Are there any upcoming projects or teasers you can share? Anything you’re excited about?
The only thing I’ll say you can put in print is that Pork Chop’s just getting started.
Finally, if you could go back to a younger kid, or someone just popping into the store, what advice would you give to someone dreaming of launching their own brand or business in a city like Cincinnati?
I’ve been asked that for 25 years, and the answer is the same today: pick up a broom and go to the shop. Kids come here all the time and ask, “How’d you do it?” I tell them, I started by cleaning toilets and taking out trash. Everybody wants the glam but nobody wants to do the work. I’m giving you the chance to learn. This is like college, I’ve got my PhD in this. I’ve been doing it 25 years. If you want to be a clothing designer, go work in a screen printing or embroidery shop. Learn how the machines work, what quality looks like.
I had 30 manufacturers tell me I couldn’t embroider in a certain spot. But I know better because I’ve done it. The backing looks good, it doesn’t rub your ankles. Have I sold a million pairs of socks and become rich? No. But I have a product people love and say is the coolest pair of socks they’ve ever worn. That’s my PhD. Because I worked in embroidery and printing, I know what’s good.
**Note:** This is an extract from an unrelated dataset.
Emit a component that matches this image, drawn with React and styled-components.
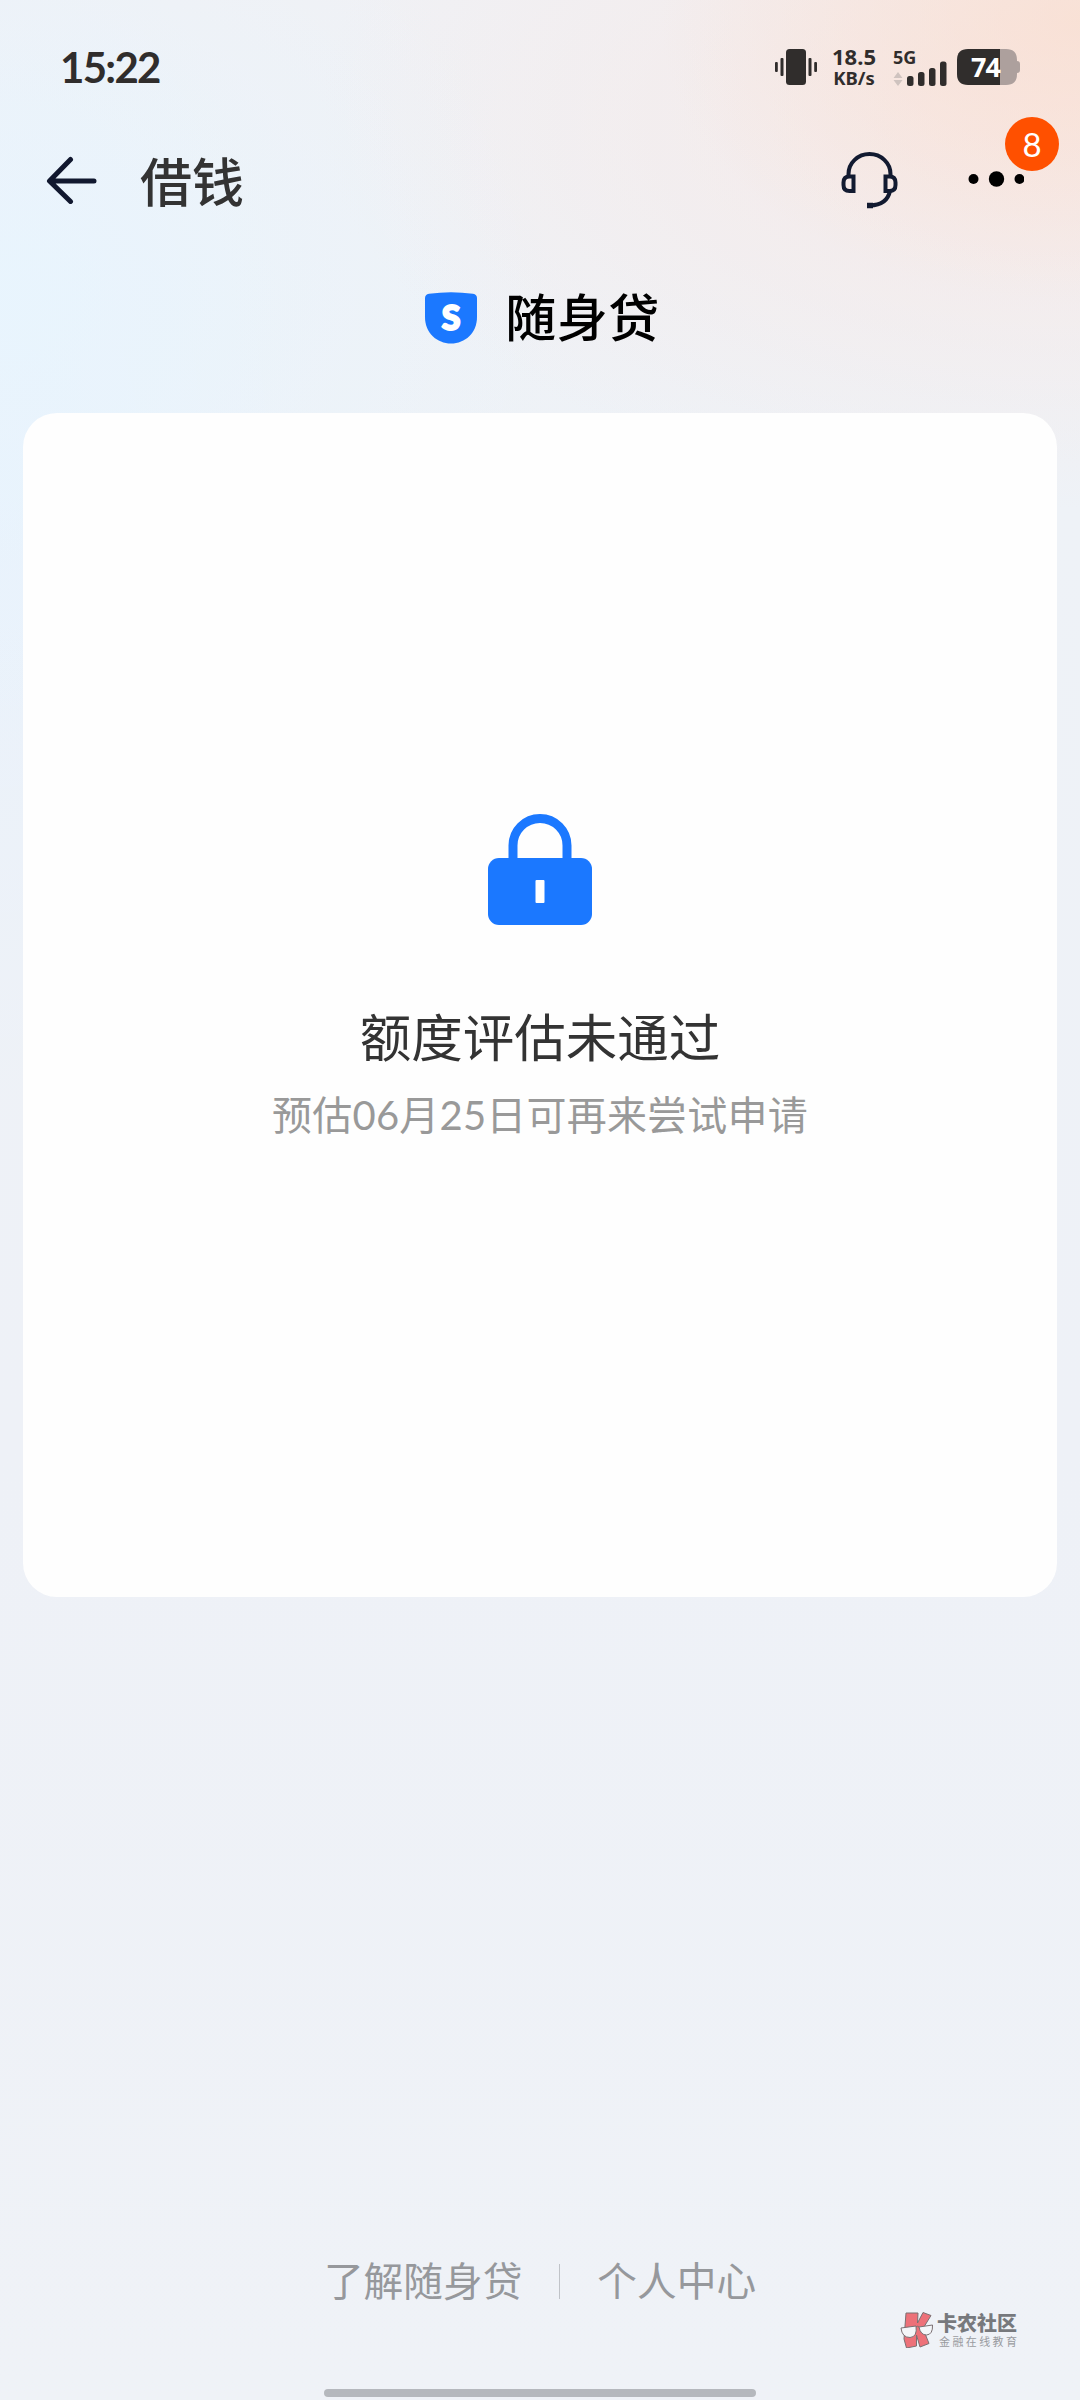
import React from "react";
import styled, { createGlobalStyle } from "styled-components";

const GlobalStyle = createGlobalStyle`
  * {
    box-sizing: border-box;
  }

  body {
    margin: 0;
    font-family: Lato, "Noto Sans CJK SC", sans-serif;
  }

  svg {
    flex-shrink: 0;
  }
`

const Page = styled.div`
  width: 1080px;
  height: 2400px;
  display: flex;
  flex-direction: column;
  overflow: hidden;
  background:
    radial-gradient(ellipse 420px 280px at 1080px 20px, rgba(250, 221, 206, 0.7), rgba(250, 226, 214, 0)),
    radial-gradient(ellipse 760px 400px at 1080px 110px, rgba(248, 231, 227, 0.85), rgba(248, 231, 227, 0)),
    radial-gradient(ellipse 560px 460px at 0 300px, rgba(232, 245, 254, 0.85), rgba(232, 245, 254, 0)),
    radial-gradient(ellipse 300px 600px at 0 500px, rgba(230, 241, 255, 0.6), rgba(230, 241, 255, 0)),
    linear-gradient(#f0f1f5, #eef2f7 20%, #eef1f7 60%, #eff2f7);
`

const StatusBar = styled.div`
  height: 134px;
  display: flex;
  justify-content: space-between;
  align-items: center;
  padding: 0 60px;
  color: #302d2c;
`

const Time = styled.div`
  font-size: 42px;
  font-weight: 700;
  line-height: 50px;
  letter-spacing: -1.7px;
`

const StatusIcons = styled.div`
  display: flex;
  align-items: center;
`

const Speed = styled.div`
  width: 46px;
  margin: 0 16px 0 13px;
  font-family: "Noto Sans", sans-serif;
  font-weight: 700;
  text-align: center;
  line-height: 21px;
`

const SpeedValue = styled.div`
  font-size: 22px;
`

const SpeedUnit = styled.div`
  font-size: 18.5px;
`

const Network = styled.div`
  width: 56px;
  height: 38px;
  margin-right: 8px;
  display: flex;
  flex-direction: column;
`

const NetworkType = styled.div`
  height: 12px;
  font-family: "Noto Sans", sans-serif;
  font-size: 18px;
  font-weight: 700;
  line-height: 18px;
`

const NavBar = styled.div`
  height: 92px;
  display: flex;
  align-items: center;
  padding: 0 56px 0 46px;
`

const NavTitle = styled.div`
  margin-left: 42px;
  padding-top: 4px;
  flex: 1;
  font-size: 52px;
  font-weight: 500;
  line-height: 60px;
  color: #333;
`

const More = styled.div`
  position: relative;
  width: 58px;
  height: 56px;
  margin-left: 68px;
`

const Badge = styled.div`
  position: absolute;
  left: 39px;
  top: -35px;
  width: 54px;
  height: 54px;
  border-radius: 50%;
  background: #ff5000;
  color: #fff;
  font-size: 33px;
  line-height: 54px;
  text-align: center;
`

const Brand = styled.div`
  height: 187px;
  display: flex;
  align-items: center;
  justify-content: center;
  padding: 0 0 4px 5px;
`

const BrandName = styled.div`
  margin-left: 28px;
  font-size: 51px;
  font-weight: 500;
  line-height: 60px;
  letter-spacing: 0.5px;
  color: #000;
`

const Card = styled.div`
  height: 1184px;
  margin: 0 23px;
  padding-top: 401px;
  display: flex;
  flex-direction: column;
  align-items: center;
  border-radius: 34px;
  background: #fefefe;
`

const CardTitle = styled.div`
  margin-top: 80px;
  font-size: 51.5px;
  line-height: 64px;
  color: #333;
`

const CardNote = styled.div`
  margin-top: 21px;
  font-size: 40px;
  line-height: 50px;
  letter-spacing: 0.2px;
  color: #999;
`

const Links = styled.div`
  margin-top: 657px;
  height: 54px;
  display: flex;
  justify-content: center;
  align-items: center;
`

const FooterLink = styled.div`
  font-size: 39.7px;
  line-height: 54px;
  color: #96989c;
`

const Divider = styled.div`
  width: 1px;
  height: 35px;
  margin: 0 37px;
  background: #c0c3c8;
`

const Watermark = styled.div`
  align-self: flex-end;
  display: flex;
  align-items: center;
  height: 40px;
  margin: 2px 63px 0 0;
`

const WatermarkText = styled.div`
  margin-left: 3px;
  font-family: "Noto Sans CJK SC", sans-serif;
`

const WatermarkName = styled.div`
  font-size: 20px;
  font-weight: 900;
  line-height: 22px;
  color: #77797d;
`

const WatermarkSlogan = styled.div`
  padding-left: 2px;
  font-size: 11px;
  letter-spacing: 2.4px;
  line-height: 14px;
  margin-right: -3px;
  color: #999b9f;
`

const HomeBar = styled.div`
  width: 432px;
  height: 8px;
  margin: auto auto 3px;
  border-radius: 4px;
  background: #b5b8bd;
`

function VibrateIcon() {
  return (
    <svg width="43" height="38" viewBox="0 0 43 38" fill="#302d2c">
      <rect x="11" y="1" width="20" height="36" rx="3.5" />
      <rect x="5.5" y="10" width="3" height="18" rx="1" />
      <rect x="33.500" y="10" width="3" height="18" rx="1" />
      <rect x="0" y="14" width="2.8" height="10" rx="1" />
      <rect x="39.200" y="14" width="2.8" height="10" rx="1" />
    </svg>
  )
}

function SignalIcon() {
  return (
    <svg width="56" height="26" viewBox="0 0 56 26" fill="#302d2c">
      <path d="M5 12l4.500 6h-9zM5 26l4.500-6h-9z" fill="#cfc3bf" />
      <rect x="14" y="16" width="6.500" height="10" rx="2.500" />
      <rect x="25" y="12" width="6.500" height="14" rx="2.500" />
      <rect x="36" y="8" width="6.500" height="18" rx="2.500" />
      <rect x="47" y="1.500" width="6.500" height="24.500" rx="2.500" />
    </svg>
  )
}

function BatteryIcon() {
  return (
    <svg width="63" height="38" viewBox="0 0 63 38">
      <path d="M43 1h6q11 0 11 11v1q3 0 3 3v6q0 3-3 3v1q0 11-11 11h-6z" fill="#ada09d" />
      <path d="M43 1H11Q0 1 0 12v14q0 11 11 11h32z" fill="#302d2c" />
      <text x="28.500" y="28.500" textAnchor="middle" fontFamily="Noto Sans" fontSize="27" fontWeight="700" letterSpacing="-1" fill="#fff">74</text>
    </svg>
  )
}

function BackIcon() {
  return (
    <svg width="52" height="48" viewBox="0 0 52 48" fill="none" stroke="#11182f" strokeWidth="5" strokeLinecap="round" strokeLinejoin="round">
      <path d="M24.500 3.500L3.500 25L24.500 45.500M4 25H48" />
    </svg>
  )
}

function HeadsetIcon() {
  return (
    <svg width="58" height="58" viewBox="0 0 58 58" fill="none" stroke="#121a30" strokeWidth="4">
      <path d="M8.500 25V23a21 20 0 0 1 42 0v2" />
      <path d="M13.500 25.500v14.500H9.500q-6 0-6-6v-2.500q0-6 6-6zM45.500 25.500v14.500h4q6 0 6-6v-2.500q0-6-6-6z" />
      <path d="M50 40q-3 14-20 14.500" />
      <path d="M27 54.500h6" strokeWidth="5.500" />
    </svg>
  )
}

function MoreIcon() {
  return (
    <svg width="58" height="56" viewBox="0 0 58 56" fill="#000">
      <circle cx="7.500" cy="27" r="5" />
      <circle cx="30.500" cy="27" r="7.700" />
      <circle cx="53.500" cy="27" r="5" />
    </svg>
  )
}

function ShieldIcon() {
  return (
    <svg width="52" height="52" viewBox="0 0 52 52">
      <path d="M0 6Q0 2.500 4 1.800Q26-1.300 48 1.800Q52 2.500 52 6V25C52 41 40 51.500 26 51.500S0 41 0 25z" fill="#1b78ff" />
      <text x="26" y="37.500" textAnchor="middle" fontFamily="Lato" fontSize="34" fontWeight="900" fill="#fff" stroke="#fff" strokeWidth="2">S</text>
    </svg>
  )
}

function LockIcon() {
  return (
    <svg width="104" height="111" viewBox="0 0 104 111">
      <path d="M25 50V31.500a27 27 0 0 1 54 0V50" fill="none" stroke="#1b78ff" strokeWidth="9" />
      <rect y="44" width="104" height="67" rx="11" fill="#1b78ff" />
      <rect x="47.500" y="66" width="9" height="23" rx="1" fill="#fff" />
    </svg>
  )
}

function CommunityIcon() {
  return (
    <svg width="34" height="36" viewBox="0 0 34 36" stroke="#7b7073" strokeWidth="1">
      <path d="M6 1h12l-.500 10 5.500-10.500 8 3-8 13 6 15-9 3.500-3.500-12v11l-10 2-2.500-9z" fill="#ed7179" />
      <path d="M1 16l15-2q1.500 11-6 11.500-8 0-9-9.500zM19 15l13.500-2q.500 9.500-6 10-6 0-7.500-8z" fill="#f4f6f9" />
      <path d="M16 15q1.500-1.500 3 0" fill="none" />
    </svg>
  )
}

function App() {
  return (
    <Page>
      <GlobalStyle />
      <StatusBar>
        <Time>15:22</Time>
        <StatusIcons>
          <VibrateIcon />
          <Speed>
            <SpeedValue>18.5</SpeedValue>
            <SpeedUnit>KB/s</SpeedUnit>
          </Speed>
          <Network>
            <NetworkType>5G</NetworkType>
            <SignalIcon />
          </Network>
          <BatteryIcon />
        </StatusIcons>
      </StatusBar>
      <NavBar>
        <BackIcon />
        <NavTitle>借钱</NavTitle>
        <HeadsetIcon />
        <More>
          <MoreIcon />
          <Badge>8</Badge>
        </More>
      </NavBar>
      <Brand>
        <ShieldIcon />
        <BrandName>随身贷</BrandName>
      </Brand>
      <Card>
        <LockIcon />
        <CardTitle>额度评估未通过</CardTitle>
        <CardNote>预估06月25日可再来尝试申请</CardNote>
      </Card>
      <Links>
        <FooterLink>了解随身贷</FooterLink>
        <Divider />
        <FooterLink>个人中心</FooterLink>
      </Links>
      <Watermark>
        <CommunityIcon />
        <WatermarkText>
          <WatermarkName>卡农社区</WatermarkName>
          <WatermarkSlogan>金融在线教育</WatermarkSlogan>
        </WatermarkText>
      </Watermark>
      <HomeBar />
    </Page>
  )
}

export default App;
I tell people: go learn how to sell shoes at a running store or Foot Locker. I worked at Foot Action for eight months when I was in limbo. I needed money to survive, but I kept skating every day. I learned how to sell Jordan’s, Reebok Classics, stuff I didn’t even wear, but it’s footwear. I learned how to sell socks, shoe cleaner, hats, all that stuff. You need to learn that before you say, “I want to open a store.” You can’t become a pro race car driver if you’ve never driven a go-kart. You can’t run a marathon trying to break two hours if you don’t know how to tie your own shoes.
You have to learn the basics and build from there. That’s what I tell kids. They want stores like mine in Cincinnati, but that’s a big problem, people want to jump straight there. You gotta start small, build a snowball before you try to put the carrot on your snowman. Build your foundation.